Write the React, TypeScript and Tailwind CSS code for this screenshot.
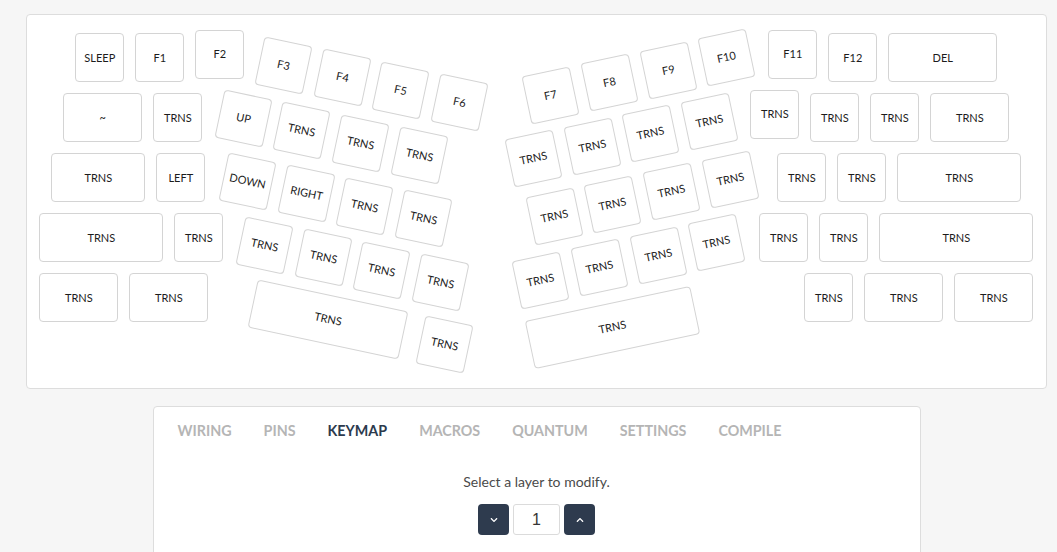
import { FaChevronDown, FaChevronUp } from "react-icons/fa";
import clsx from "clsx";

type FlatKey = { label: string; x: number; y: number; w?: number };
type TiltKey = { label: string; cx: number; cy: number; w?: number };

// 1u pitch on the canvas, keys are 11px narrower than their slot
const U = 60;
// top-left of the key canvas (inside the panel border), in page pixels
const OX = 27;
const OY = 15;
const STEP_X = 58.69;
const STEP_Y = 12.47;

const flatKeys: FlatKey[] = [
  // left half
  { label: "SLEEP", x: 75.3, y: 33.3 },
  { label: "F1", x: 135.3, y: 33.3 },
  { label: "F2", x: 195.3, y: 30 },
  { label: "~", x: 63.3, y: 93.3, w: 1.5 },
  { label: "TRNS", x: 153.3, y: 93.3 },
  { label: "TRNS", x: 51.3, y: 153.3, w: 1.75 },
  { label: "LEFT", x: 156.3, y: 153.3 },
  { label: "TRNS", x: 39.3, y: 213.3, w: 2.25 },
  { label: "TRNS", x: 174.3, y: 213.3 },
  { label: "TRNS", x: 39.3, y: 273.3, w: 1.5 },
  { label: "TRNS", x: 129.3, y: 273.3, w: 1.5 },
  // right half
  { label: "F11", x: 768.3, y: 30 },
  { label: "F12", x: 828.3, y: 33.3 },
  { label: "DEL", x: 888.3, y: 33.3, w: 2 },
  { label: "TRNS", x: 750.3, y: 90 },
  { label: "TRNS", x: 810.3, y: 93.3 },
  { label: "TRNS", x: 870.3, y: 93.3 },
  { label: "TRNS", x: 930.3, y: 93.3, w: 1.5 },
  { label: "TRNS", x: 777.3, y: 153.3 },
  { label: "TRNS", x: 837.3, y: 153.3 },
  { label: "TRNS", x: 897.3, y: 153.3, w: 2.25 },
  { label: "TRNS", x: 759.3, y: 213.3 },
  { label: "TRNS", x: 819.3, y: 213.3 },
  { label: "TRNS", x: 879.3, y: 213.3, w: 2.75 },
  { label: "TRNS", x: 804.3, y: 273.3 },
  { label: "TRNS", x: 864.3, y: 273.3, w: 1.5 },
  { label: "TRNS", x: 954.3, y: 273.3, w: 1.5 },
];

function tiltRow(labels: string[], cx: number, cy: number, dir: 1 | -1): TiltKey[] {
  return labels.map((label, i) => ({
    label,
    cx: cx + i * STEP_X,
    cy: cy + dir * i * STEP_Y,
  }));
}

const TR4 = ["TRNS", "TRNS", "TRNS", "TRNS"];

const leftThumb: TiltKey[] = [
  ...tiltRow(["F3", "F4", "F5", "F6"], 283.5, 65.2, 1),
  ...tiltRow(["UP", "TRNS", "TRNS", "TRNS"], 243.3, 118.3, 1),
  ...tiltRow(["DOWN", "RIGHT", "TRNS", "TRNS"], 247.5, 181.3, 1),
  ...tiltRow(TR4, 264.5, 245.4, 1),
  { label: "TRNS", cx: 327.5, cy: 319.6, w: 2.75 },
  { label: "TRNS", cx: 444.2, cy: 344.5 },
];

const rightThumb: TiltKey[] = [
  ...tiltRow(["F7", "F8", "F9", "F10"], 550.9, 95, -1),
  ...tiltRow(TR4, 533.5, 158.8, -1),
  ...tiltRow(TR4, 554.1, 216.6, -1),
  ...tiltRow(TR4, 540.7, 280.2, -1),
  { label: "TRNS", cx: 612.3, cy: 327.1, w: 3 },
];

const tabs = ["WIRING", "PINS", "KEYMAP", "MACROS", "QUANTUM", "SETTINGS", "COMPILE"];

function Key({
  label,
  left,
  top,
  width,
  tilt,
}: {
  label: string;
  left: number;
  top: number;
  width: number;
  tilt?: string;
}) {
  return (
    <div
      className={clsx(
        "absolute flex h-[49px] items-center justify-center rounded-[4px] border border-[#d4d4d4] bg-white text-[11px] text-[#1c1c1c]",
        tilt
      )}
      style={{ left, top, width }}
    >
      {label}
    </div>
  );
}

export default function App() {
  return (
    <div className="min-h-screen bg-[#f6f6f6] pt-[14px] font-['Lato',sans-serif]">
      <div className="ml-[26px] w-[1021px]">
        {/* Keyboard */}
        <div className="relative h-[375px] rounded-[4px] border border-[#dddddd] bg-white">
          {flatKeys.map((k, i) => (
            <Key
              key={"f" + i}
              label={k.label}
              left={k.x - OX}
              top={k.y - OY}
              width={(k.w ?? 1) * U - 11}
            />
          ))}
          {leftThumb.map((k, i) => {
            const width = (k.w ?? 1) * U - 11;
            return (
              <Key
                key={"l" + i}
                label={k.label}
                left={k.cx - width / 2 - OX}
                top={k.cy - 24.5 - OY}
                width={width}
                tilt="rotate-[12deg]"
              />
            );
          })}
          {rightThumb.map((k, i) => {
            const width = (k.w ?? 1) * U - 11;
            return (
              <Key
                key={"r" + i}
                label={k.label}
                left={k.cx - width / 2 - OX}
                top={k.cy - 24.5 - OY}
                width={width}
                tilt="rotate-[-12deg]"
              />
            );
          })}
        </div>

        {/* Tabs card */}
        <div className="mx-auto mt-[17px] min-h-[200px] w-[768px] rounded-[4px] border border-[#dddddd] bg-white">
          <nav className="flex gap-8 pl-[24px] pt-[15px] text-[14.3px] font-bold leading-[18px]">
            {tabs.map((t) => (
              <span key={t} className={t === "KEYMAP" ? "text-[#2c3a4d]" : "text-[#b5b5b5]"}>
                {t}
              </span>
            ))}
          </nav>
          <div className="mt-[32px] flex flex-col items-center">
            <p className="text-[14px] leading-[20px] text-[#4a4a4a]">Select a layer to modify.</p>
            <div className="mt-[12px] flex gap-[4px]">
              <button className="flex h-[31px] w-[31px] items-center justify-center rounded-[4px] bg-[#2e3b4e] text-white">
                <FaChevronDown size={8} />
              </button>
              <div className="flex h-[31px] w-[47px] items-center justify-center rounded-[3px] border border-[#dbdbdb] bg-white font-['Liberation_Sans',sans-serif] text-[16px] text-[#363636]">
                1
              </div>
              <button className="flex h-[31px] w-[31px] items-center justify-center rounded-[4px] bg-[#2e3b4e] text-white">
                <FaChevronUp size={8} />
              </button>
            </div>
          </div>
        </div>
      </div>
    </div>
  );
}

**GIVEN PROBLEM**
Go from the first line of the data above to the line containing "const STEP_Y = 12.47;" and retype exactly those lines, both included, but none of the pictures.

**ANSWER FOR THIS EXERCISE**
Write the React, TypeScript and Tailwind CSS code for this screenshot.
import { FaChevronDown, FaChevronUp } from "react-icons/fa";
import clsx from "clsx";

type FlatKey = { label: string; x: number; y: number; w?: number };
type TiltKey = { label: string; cx: number; cy: number; w?: number };

// 1u pitch on the canvas, keys are 11px narrower than their slot
const U = 60;
// top-left of the key canvas (inside the panel border), in page pixels
const OX = 27;
const OY = 15;
const STEP_X = 58.69;
const STEP_Y = 12.47;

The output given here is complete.